[BEGIN Stored data]

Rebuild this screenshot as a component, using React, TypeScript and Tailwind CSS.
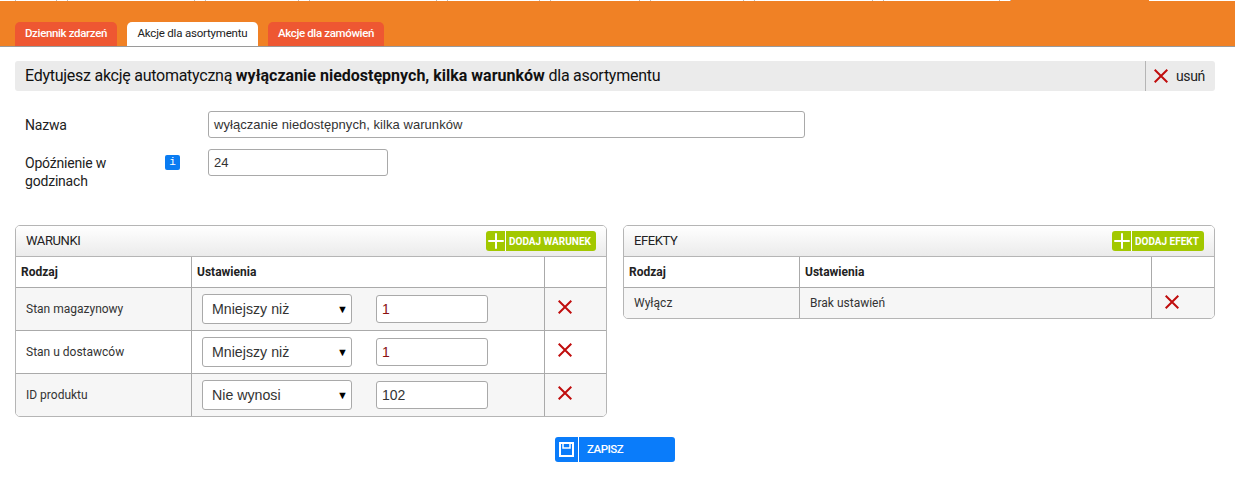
import { Plus } from 'lucide-react'

const FONT = "font-['Roboto',sans-serif]"
const ARIAL = "font-['Liberation_Sans',Arial,sans-serif]"

const TOP_TICKS = [15, 56, 67, 194, 205, 298, 309, 436, 447, 539, 550, 639, 650, 743, 754, 872, 883, 999, 1010]

function Cross({ className = '' }: { className?: string }) {
  return (
    <svg viewBox="0 0 14 14" className={`h-[14px] w-[14px] ${className}`} fill="none" stroke="#c00d0d" strokeWidth="2">
      <path d="M0.7 0.7 13.3 13.3M13.3 0.7 0.7 13.3" />
    </svg>
  )
}

function AddButton({ label, width }: { label: string; width: string }) {
  return (
    <button className={`flex h-5 items-center rounded-[3px] bg-[#a2c800] text-white ${width}`}>
      <span className="flex h-5 w-5 shrink-0 items-center justify-center border-r border-white">
        <Plus size={24} strokeWidth={2} absoluteStrokeWidth className="shrink-0" />
      </span>
      <span className="pl-[3px] text-[10px] font-bold">{label}</span>
    </button>
  )
}

function Select({ value }: { value: string }) {
  return (
    <div className={`flex h-[30px] w-[150px] items-center justify-between rounded-[3px] border border-[#a9a9a9] bg-white pl-[9px] pr-[3px] text-[14.2px] text-[#333] ${ARIAL}`}>
      <span className="pt-px">{value}</span>
      <span className="text-[11px] text-black">▼</span>
    </div>
  )
}

function Head({ colA, colB, colC }: { colA: string; colB: string; colC: string }) {
  return (
    <div className="flex h-[31px] border-b border-[#aaa] text-xs font-bold text-[#222]">
      <div className={`flex items-center border-r border-[#aaa] pl-[5px] ${colA}`}>Rodzaj</div>
      <div className={`flex items-center border-r border-[#aaa] pl-[5px] ${colB}`}>Ustawienia</div>
      <div className={colC} />
    </div>
  )
}

const WARUNKI = [
  { name: 'Stan magazynowy', op: 'Mniejszy niż', val: '1', bg: 'bg-[#f6f6f6]', valColor: 'text-[#8a1010]' },
  { name: 'Stan u dostawców', op: 'Mniejszy niż', val: '1', bg: 'bg-white', valColor: 'text-[#8a1010]' },
  { name: 'ID produktu', op: 'Nie wynosi', val: '102', bg: 'bg-[#f6f6f6]', valColor: 'text-[#333]' },
]

export default function App() {
  return (
    <div className={`h-[503px] w-[1235px] overflow-hidden bg-white text-[#222] ${FONT}`}>
      {/* Top bar */}
      <div className="relative flex h-[47px] items-end border-b border-[#9a9a9a] bg-[#f08125] pl-[15px]">
        <div className="absolute left-0 top-0 h-px w-[1011px] bg-white" />
        <div className="absolute right-0 top-0 h-px w-[86px] bg-white" />
        {TOP_TICKS.map((x) => (
          <div key={x} className="absolute top-0 h-px w-px bg-[#bbb]" style={{ left: x }} />
        ))}
        <div className="flex gap-[10px]">
          <div className="flex h-6 w-[102px] items-center justify-center rounded-t-[5px] bg-[#ee5732] text-[11.5px] font-medium tracking-[-0.35px] text-white">Dziennik zdarzeń</div>
          <div className="flex h-6 w-[131px] items-center justify-center rounded-t-[5px] bg-white text-[11.5px] tracking-[-0.2px] text-[#222]">Akcje dla asortymentu</div>
          <div className="flex h-6 w-[116px] items-center justify-center rounded-t-[5px] bg-[#ee5732] text-[11.5px] font-medium tracking-[-0.35px] text-white">Akcje dla zamówień</div>
        </div>
      </div>

      <div className="pl-[15px] pr-[20px]">
        {/* Title */}
        <div className="mt-[14px] flex h-[30px] items-center justify-between rounded-[3px] bg-[#ebebeb]">
          <div className="pl-[10px] text-base tracking-[-0.26px] text-[#111]">
            Edytujesz akcję automatyczną <b className="tracking-normal">wyłączanie niedostępnych, kilka warunków</b> dla asortymentu
          </div>
          <div className="flex h-[30px] w-[70px] items-center gap-[8px] border-l border-[#b5b5b5] pl-2 text-sm tracking-[-0.4px] text-[#222]">
            <Cross />
            usuń
          </div>
        </div>

        {/* Form */}
        <div className="mt-[20px] flex h-[28px] pl-[10px]">
          <div className="w-[183px] pt-[4px] text-sm leading-5 tracking-[-0.2px]">Nazwa</div>
          <div className={`flex h-[27px] w-[597px] items-center rounded-[3px] border border-[#a9a9a9] pl-[5px] text-[13px] tracking-[0.05px] text-[#333] ${ARIAL}`}>
            wyłączanie niedostępnych, kilka warunków
          </div>
        </div>
        <div className="mt-[10px] flex h-[40px] pl-[10px]">
          <div className="w-[140px] pt-[5px] text-sm leading-[18px] tracking-[-0.2px]">Opóźnienie w godzinach</div>
          <div className="mt-[6px] flex h-[15px] w-[15px] items-center justify-center rounded-[2px] bg-[#0a7cf2] font-['Liberation_Mono',monospace] text-[11px] text-white">i</div>
          <div className="w-[28px]" />
          <div className={`flex h-[27px] w-[180px] items-center rounded-[3px] border border-[#a9a9a9] pl-[5px] text-[13px] text-[#333] ${ARIAL}`}>24</div>
        </div>

        {/* Panels */}
        <div className="mt-[36px] flex items-start gap-[16px]">
          <div className="w-[592px] overflow-hidden rounded-[5px] border border-[#b5b5b5]">
            <div className="flex h-[31px] items-center justify-between border-b border-[#b5b5b5] bg-gradient-to-b from-white to-[#ebebeb] pl-[10px] pr-[10px]">
              <span className="text-[13px] tracking-[-0.4px] text-[#222]">WARUNKI</span>
              <AddButton label="DODAJ WARUNEK" width="w-[110px]" />
            </div>
            <Head colA="w-[176px]" colB="w-[353px]" colC="flex-1" />
            {WARUNKI.map((r, i) => (
              <div key={r.name} className={`flex ${r.bg} ${i < 2 ? 'h-[43px] border-b border-[#aaa]' : 'h-[42px]'}`}>
                <div className="flex w-[176px] items-center border-r border-[#aaa] pl-[10px] text-xs text-[#333]">{r.name}</div>
                <div className="flex w-[353px] items-center border-r border-[#aaa] pl-[10px]">
                  <Select value={r.op} />
                  <div className={`ml-[24px] flex h-[28px] w-[112px] items-center rounded-[3px] border border-[#a9a9a9] bg-white pl-[5px] text-sm ${ARIAL} ${r.valColor}`}>{r.val}</div>
                </div>
                <div className="flex flex-1 items-center justify-center pb-[4px] pr-[22px]">
                  <Cross />
                </div>
              </div>
            ))}
          </div>

          <div className="w-[592px] overflow-hidden rounded-[5px] border border-[#b5b5b5]">
            <div className="flex h-[31px] items-center justify-between border-b border-[#b5b5b5] bg-gradient-to-b from-white to-[#ebebeb] pl-[10px] pr-[10px]">
              <span className="text-[13px] tracking-[-0.4px] text-[#222]">EFEKTY</span>
              <AddButton label="DODAJ EFEKT" width="w-[92px]" />
            </div>
            <Head colA="w-[176px]" colB="w-[352px]" colC="flex-1" />
            <div className="flex h-[30px] bg-[#f6f6f6]">
              <div className="flex w-[176px] items-center border-r border-[#aaa] pl-[10px] text-xs text-[#333]">Wyłącz</div>
              <div className="flex w-[352px] items-center border-r border-[#aaa] pl-[10px] text-xs text-[#333]">Brak ustawień</div>
              <div className="flex flex-1 items-center justify-center pb-[3px] pr-[22px]">
                <Cross />
              </div>
            </div>
          </div>
        </div>

        {/* Save */}
        <div className="mt-[20px] flex justify-center">
          <button className="flex h-[25px] w-[120px] items-center rounded-[3px] bg-[#0a7cfa] text-white">
            <span className="flex h-[25px] w-6 shrink-0 items-center justify-center border-r border-white">
              <svg viewBox="0 0 15 15" className="h-[15px] w-[15px]" fill="none" stroke="currentColor" strokeWidth="2">
                <path d="M1 1H14V14H1Z" />
                <path d="M4 1V6H11V1" strokeWidth="1.5" />
              </svg>
            </span>
            <span className="pl-2 text-[11.5px] font-medium tracking-[-0.5px]">ZAPISZ</span>
          </button>
        </div>
      </div>
    </div>
  )
}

[END Stored data]

Short exercise =
Set down again, exactly, the lines of the material above from its first line to the one with "883, 999, 1010]", inclusive. Leave the pictures out.

Answer in full =
Rebuild this screenshot as a component, using React, TypeScript and Tailwind CSS.
import { Plus } from 'lucide-react'

const FONT = "font-['Roboto',sans-serif]"
const ARIAL = "font-['Liberation_Sans',Arial,sans-serif]"

const TOP_TICKS = [15, 56, 67, 194, 205, 298, 309, 436, 447, 539, 550, 639, 650, 743, 754, 872, 883, 999, 1010]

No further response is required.